Government issues ultimatum to British Isil recruit: 'your kids can come back but only without you'

Katie O'Neill
A woman holding a child by the hand walks by at the Kurdish-run al-Hol camp for the displaced in the al-Hasakeh governorate in northeastern Syria - AFP

The government has taken its first steps towards repatriating the children of Isil recruits on the condition that their mother agrees not to accompany them back to the UK.

The government is to “urgently investigate” if it can repatriate four British children who are currently residing in a Syrian refugee camp.

Mehak Aslam has been in the camp with her four children for nearly a year while her husband, Shahan Choudhury, is detained in a nearby prison. The couple has been stripped of their British citizenship. Choudhury is a former Isil gravedigger.

The father of east London-born Mehak, Mohammed, said the government has offered to repatriate his grandchildren. He has encouraged his daughter to sign papers facilitating the children’s repatriation without her. 

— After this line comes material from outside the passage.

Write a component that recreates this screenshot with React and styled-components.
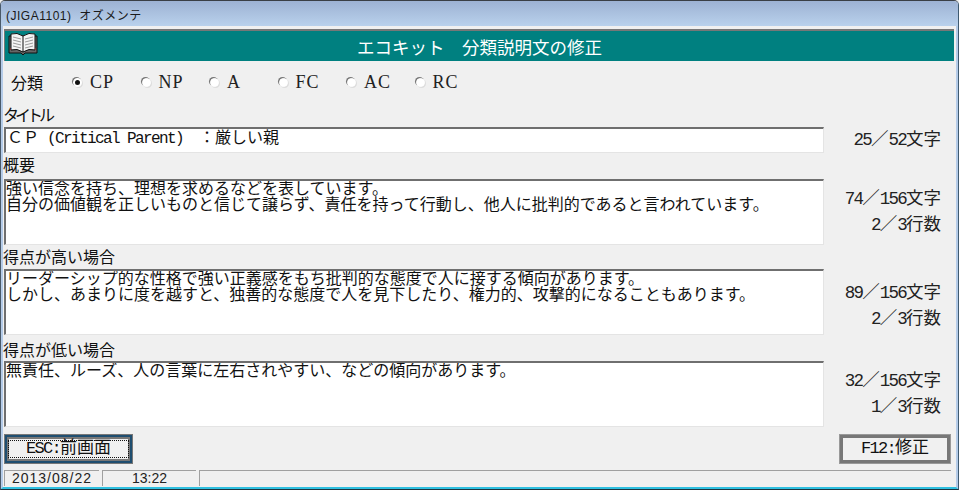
import React from 'react';
import styled, { createGlobalStyle } from 'styled-components';

const Mincho = `"Liberation Mono", "Noto Sans CJK JP", monospace`;

const GlobalStyle = createGlobalStyle`
  html, body {
    margin: 0;
    padding: 0;
    background: #f0f0f0;
  }
`;

const Window = styled.div`
  width: 959px;
  height: 490px;
  box-sizing: border-box;
  display: flex;
  flex-direction: column;
  background: #f0f0f0;
  border-top: 1px solid #3a3f45;
  border-left: 1px solid #4a5a6a;
  border-right: 1px solid #3f5a70;
  border-bottom: 1px solid #20343f;
  border-radius: 5px 5px 0 0;
  overflow: hidden;
  color: #111;
  font-family: ${Mincho};
`;

const TitleBar = styled.div`
  height: 25px;
  flex: none;
  box-sizing: border-box;
  padding: 1px 0 0 5px;
  display: flex;
  align-items: center;
  background: linear-gradient(#9db2d3, #b9d1ec);
  font-family: "Liberation Sans", "Noto Sans CJK JP", sans-serif;
  font-size: 12px;
  letter-spacing: 0.5px;
  color: #1a1a1a;
  white-space: pre;
`;

const Inner = styled.div`
  flex: 1;
  display: flex;
  flex-direction: column;
  min-height: 0;
  border-left: 2px solid #b4cbe8;
  border-right: 2px solid #b4cbe8;
  border-bottom: 2px solid #2fc0e0;
`;

const Banner = styled.div`
  height: 32px;
  flex: none;
  margin: 3px 2px 0 1px;
  box-sizing: border-box;
  border-top: 2px solid #777;
  border-left: 1px solid #777;
  display: flex;
  align-items: center;
  justify-content: center;
  position: relative;
  background: #008080;
  color: #fff;
  font-size: 17.5px;
  white-space: pre;
`;

const BookIcon = styled.svg`
  position: absolute;
  left: 3px;
  top: 1px;
`;

const RadioRow = styled.div`
  height: 42px;
  flex: none;
  display: flex;
  align-items: center;
  padding-left: 8px;
  font-size: 16px;
`;

const GroupLabel = styled.span`
  width: 62px;
`;

const RadioItem = styled.label`
  width: 68.5px;
  display: flex;
  align-items: center;
  gap: 8px;
  font-family: "Liberation Serif", serif;
  font-size: 18px;
  letter-spacing: 1px;
  color: #222;
`;

const RadioDot = styled.span`
  width: 9px;
  height: 9px;
  box-sizing: border-box;
  border-radius: 50%;
  background: ${(p) => (p.$on ? '#111' : '#fff')};
  border: ${(p) => (p.$on ? '2px solid #fff' : '1px solid #fff')};
  box-shadow: -1px -1px 0 #777, 1px 1px 0 #ddd;
`;

const Rows = styled.div`
  flex: none;
  display: flex;
  flex-direction: column;
`;

const Label = styled.div`
  height: ${(p) => p.$h}px;
  box-sizing: border-box;
  display: flex;
  align-items: flex-end;
  padding-bottom: ${(p) => p.$pb}px;
  font-size: 16px;
  line-height: 16px;
  letter-spacing: ${(p) => (p.$tight ? '-4px' : '0')};
  white-space: pre;
`;

const FieldRow = styled.div`
  display: grid;
  grid-template-columns: 820px 117px;
  margin-left: 1px;
`;

const Box = styled.div`
  height: ${(p) => p.$h}px;
  box-sizing: border-box;
  background: #fff;
  border-top: 2px solid #6f6f6f;
  border-left: 2px solid #6f6f6f;
  border-right: 1px solid #e4e4e4;
  border-bottom: 1px solid #e4e4e4;
  padding: ${(p) => p.$pt}px 0 0 ${(p) => p.$pl || 0}px;
  font-size: 16px;
  line-height: 16px;
  white-space: pre;
  overflow: hidden;
`;

const Counts = styled.div`
  display: flex;
  flex-direction: column;
  align-items: flex-end;
  justify-content: center;
  gap: 10px;
  padding-top: ${(p) => p.$pt || 0}px;
  font-size: 17.5px;
  line-height: 16px;
  color: #222;
`;

const HalfWidth = styled.span`
  letter-spacing: -0.1em;
`;

const ButtonRow = styled.div`
  flex: none;
  display: flex;
  justify-content: space-between;
  align-items: flex-start;
  margin-top: 7px;
  padding: 0 5px 0 1px;
`;

const Key = styled.button`
  height: 28px;
  width: ${(p) => p.$w}px;
  margin: 1px;
  box-sizing: border-box;
  padding: 0;
  background: #f0f0f0;
  color: #111;
  font-family: ${Mincho};
  font-size: 17px;
  border: 2px solid ${(p) => (p.$focus ? '#1f4e70' : '#777')};
  outline: 1px solid ${(p) => (p.$focus ? '#777' : '#999')};
  box-shadow: inset 0 0 0 ${(p) => (p.$focus ? '2px #777' : '1px #777')};
`;

const FocusText = styled.span`
  display: block;
  margin: 2px;
  line-height: 16px;
  outline: ${(p) => (p.$focus ? '1px dotted #111' : 'none')};
`;

const StatusBar = styled.div`
  flex: none;
  display: flex;
  gap: 3px;
  margin-top: 6px;
  padding: 0 5px 0 1px;
`;

const StatusCell = styled.div`
  height: 16px;
  box-sizing: border-box;
  ${(p) => (p.$grow ? 'flex: 1;' : `width: ${p.$w}px;`)}
  border-top: 1px solid #a0a0a0;
  border-left: 1px solid #a0a0a0;
  font-family: "Liberation Sans", "Noto Sans CJK JP", sans-serif;
  font-size: 14px;
  line-height: 15px;
  letter-spacing: ${(p) => p.$sp || 0}px;
  text-align: center;
  color: #222;
`;

// half-width latin next to full-width kanji, like a fixed-pitch Japanese font
const Mixed = ({ text }) =>
  text.split(/([\x20-\x7e]+)/).map((part, i) =>
    i % 2 ? <HalfWidth key={i}>{part}</HalfWidth> : part
  );

const book = (
  <BookIcon width="30" height="24" viewBox="0 0 30 24">
    <path d="M1 4 L1 21 L13 21 L15 23 L17 21 L29 21 L29 4 Z" fill="#666" stroke="#111" />
    <path d="M3 2 Q9 0 15 4 Q21 0 27 2 L27 18 Q21 16 15 20 Q9 16 3 18 Z" fill="#f4f4f4" stroke="#111" />
    <path d="M15 4 L15 20" stroke="#111" />
    <path d="M5 5 L13 7 M5 8 L13 10 M5 11 L13 13 M5 14 L13 16 M17 7 L25 5 M17 10 L25 8 M17 13 L25 11 M17 16 L25 14" stroke="#999" />
    <path d="M2 17 L3 17 M27 17 L28 17" stroke="#c33" />
  </BookIcon>
);

const radios = ['CP', 'NP', 'A', 'FC', 'AC', 'RC'];

const fields = [
  {
    label: '概要',
    labelH: 26,
    labelPb: 4,
    lines: '強い信念を持ち、理想を求めるなどを表しています。\n自分の価値観を正しいものと信じて譲らず、責任を持って行動し、他人に批判的であると言われています。',
    counts: ['74／156文字', '2／3行数'],
    countsPt: 0,
  },
  {
    label: '得点が高い場合',
    labelH: 24,
    labelPb: 2,
    lines: 'リーダーシップ的な性格で強い正義感をもち批判的な態度で人に接する傾向があります。\nしかし、あまりに度を越すと、独善的な態度で人を見下したり、権力的、攻撃的になることもあります。',
    counts: ['89／156文字', '2／3行数'],
    countsPt: 8,
  },
  {
    label: '得点が低い場合',
    labelH: 26,
    labelPb: 1,
    lines: '無責任、ルーズ、人の言葉に左右されやすい、などの傾向があります。',
    counts: ['32／156文字', '1／3行数'],
    countsPt: 0,
  },
];

export default function App() {
  return (
    <>
      <GlobalStyle />
      <Window>
        <TitleBar>(JIGA1101)  オズメンテ</TitleBar>
        <Inner>
          <Banner>
            {book}
            <Mixed text="エコキット  分類説明文の修正" />
          </Banner>
          <RadioRow>
            <GroupLabel>分類</GroupLabel>
            {radios.map((r, i) => (
              <RadioItem key={r}>
                <RadioDot $on={i === 0} />
                {r}
              </RadioItem>
            ))}
          </RadioRow>
          <Rows>
            <Label $h={24} $pb={2} $tight>タイトル</Label>
            <FieldRow>
              <Box $h={26} $pt={2} $pl={1}>
                <Mixed text="ＣＰ (Critical Parent)  ：厳しい親" />
              </Box>
              <Counts>
                <span><Mixed text="25／52文字" /></span>
              </Counts>
            </FieldRow>
            {fields.map((f) => (
              <React.Fragment key={f.label}>
                <Label $h={f.labelH} $pb={f.labelPb}>{f.label}</Label>
                <FieldRow>
                  <Box $h={66} $pt={1}>{f.lines}</Box>
                  <Counts $pt={f.countsPt}>
                    {f.counts.map((c) => (
                      <span key={c}><Mixed text={c} /></span>
                    ))}
                  </Counts>
                </FieldRow>
              </React.Fragment>
            ))}
          </Rows>
          <ButtonRow>
            <Key $w={127} $focus>
              <FocusText $focus><Mixed text="ESC:前画面" /></FocusText>
            </Key>
            <Key $w={110}>
              <FocusText><Mixed text="F12:修正" /></FocusText>
            </Key>
          </ButtonRow>
          <StatusBar>
            <StatusCell $w={95} $sp={1}>2013/08/22</StatusCell>
            <StatusCell $w={94}>13:22</StatusCell>
            <StatusCell $grow />
          </StatusBar>
        </Inner>
      </Window>
    </>
  );
}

If the children are brought back, it could pave the way for dozens of British-born children in Syrian refugee camps to be returned to the UK. 

There are an estimated 60 British-born children trapped in Syrian camps.

Shahan has admitted to burying so-called Islamic State fighters before the collapse of the caliphate. 

 “That’s a hard reality but at least they’ll be safe here - at least they’ll be safe and secure,” said Mohamed Aslam, the children’s maternal grandfather, in an interview with ITV News.

Mr Aslam said he hoped his daughter would eventually be returned to Britain “for the sake of the children” but he said it is the children that are now his priority.

He says he would be willing to care for the four children himself, but added “every child needs their parents no matter how much love and affection we can offer.”

His first grandchild and the children’s sibling was killed in an explosion in Syria and Mr Aslam said he fears for the family’s safety while they remain in the Syrian camp. 

Mr Aslam said he places blame on his daughter and son-in-law for the death of his granddaughter. 

“She passed away - I can never forgive them (her parents) for that. I find it very hard to accept what they’ve done. They wanted to take this step for themselves - that’s fine, that’s their problem. Why involve the kids in this?”

“We’ve lost one, I hope we don’t lose any more. And for that I’m angry - I’m angry with my daughter and son-in-law.”

Shahan Choudhary’s brother, Shuahan, said his brother was radicalised by notorious hate preacher Anjem Choudary while serving an 18-month sentence in Belmarsh on remand before being acquitted. 

After his release, Shahan would go to Anjem’s sermons, according to his brother. 

“He would go to take lessons and stuff like that.

“I saw him on TV as well. I forgot what it was about but there was a protest going on. He was there, Anjem Choudary was there.”

“After I saw that I approached him - I had a word with him. I tried to tell him, basically, Anjem Choudary is not the right person you should be going to to learn Islam off because the way this guy talks, he’s got a lot of venom.”

A Foreign Office spokesperson did not comment on the specifics of the case but said: “Every request for consular assistance is considered on a case by case basis. Decisions take into account all relevant considerations including nationality, national security and feasibility.”